--- begin DATA BLOCK ---

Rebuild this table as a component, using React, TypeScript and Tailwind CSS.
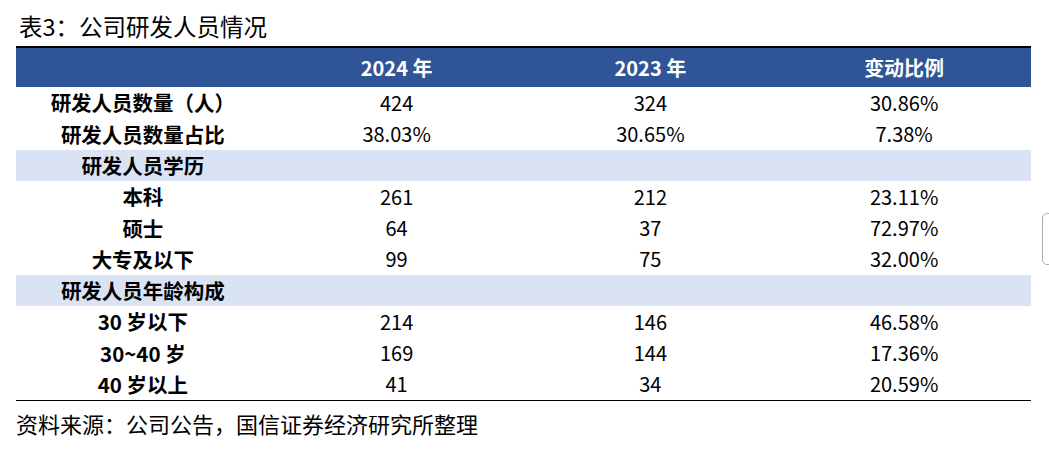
import React from "react";

interface Row {
  label: string;
  values?: [string, string, string];
  section?: boolean;
}

const rows: Row[] = [
  { label: "研发人员数量（人）", values: ["424", "324", "30.86%"] },
  { label: "研发人员数量占比", values: ["38.03%", "30.65%", "7.38%"] },
  { label: "研发人员学历", section: true },
  { label: "本科", values: ["261", "212", "23.11%"] },
  { label: "硕士", values: ["64", "37", "72.97%"] },
  { label: "大专及以下", values: ["99", "75", "32.00%"] },
  { label: "研发人员年龄构成", section: true },
  { label: "30 岁以下", values: ["214", "146", "46.58%"] },
  { label: "30~40 岁", values: ["169", "144", "17.36%"] },
  { label: "40 岁以上", values: ["41", "34", "20.59%"] },
];

const cjk = { fontFamily: '"Noto Sans CJK SC", "Liberation Sans", sans-serif' };

export default function App() {
  return (
    <div className="relative w-[1049px] h-[456px] bg-white text-black overflow-hidden" style={cjk}>
      <div className="h-[46px] pl-[19px] pt-[12px] text-[23.5px] leading-[28px]">表3：公司研发人员情况</div>

      <div className="ml-[16px] w-[1015px] border-t-[2px] border-black">
        <div className="grid grid-cols-4 h-[39px] bg-[#2f5597] text-white font-bold text-[20px] items-center text-center">
          <div></div>
          <div>2024 年</div>
          <div>2023 年</div>
          <div>变动比例</div>
        </div>

        {rows.map((row) => (
          <div
            key={row.label}
            className={`grid grid-cols-4 h-[31.3px] items-center text-center ${
              row.section ? "bg-[#dae3f3]" : ""
            }`}
          >
            <div className="font-bold text-[20.5px] leading-none">{row.label}</div>
            {row.values ? (
              row.values.map((v, i) => (
                <div key={i} className="text-[20px] leading-none">
                  {v}
                </div>
              ))
            ) : (
              <>
                <div></div>
                <div></div>
                <div></div>
              </>
            )}
          </div>
        ))}
        <div className="border-t border-black"></div>
      </div>

      <div className="pl-[16px] pt-[8px] text-[22px] leading-[28px]">资料来源：公司公告，国信证券经济研究所整理</div>

      <div className="absolute left-[1042px] top-[213px] w-[14px] h-[52px] rounded-[5px] border border-[#b0b0b0]"></div>
    </div>
  );
}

--- end DATA BLOCK ---

__TO DO__.
From the top of the listing above, repeat each line exactly until you reach the line containing "pl-[19px] pt-[12px] text-[23.5px]", and repeat that one too. Leave the pictures out.

__SOLVED EXERCISE__.
Rebuild this table as a component, using React, TypeScript and Tailwind CSS.
import React from "react";

interface Row {
  label: string;
  values?: [string, string, string];
  section?: boolean;
}

const rows: Row[] = [
  { label: "研发人员数量（人）", values: ["424", "324", "30.86%"] },
  { label: "研发人员数量占比", values: ["38.03%", "30.65%", "7.38%"] },
  { label: "研发人员学历", section: true },
  { label: "本科", values: ["261", "212", "23.11%"] },
  { label: "硕士", values: ["64", "37", "72.97%"] },
  { label: "大专及以下", values: ["99", "75", "32.00%"] },
  { label: "研发人员年龄构成", section: true },
  { label: "30 岁以下", values: ["214", "146", "46.58%"] },
  { label: "30~40 岁", values: ["169", "144", "17.36%"] },
  { label: "40 岁以上", values: ["41", "34", "20.59%"] },
];

const cjk = { fontFamily: '"Noto Sans CJK SC", "Liberation Sans", sans-serif' };

export default function App() {
  return (
    <div className="relative w-[1049px] h-[456px] bg-white text-black overflow-hidden" style={cjk}>
      <div className="h-[46px] pl-[19px] pt-[12px] text-[23.5px] leading-[28px]">表3：公司研发人员情况</div>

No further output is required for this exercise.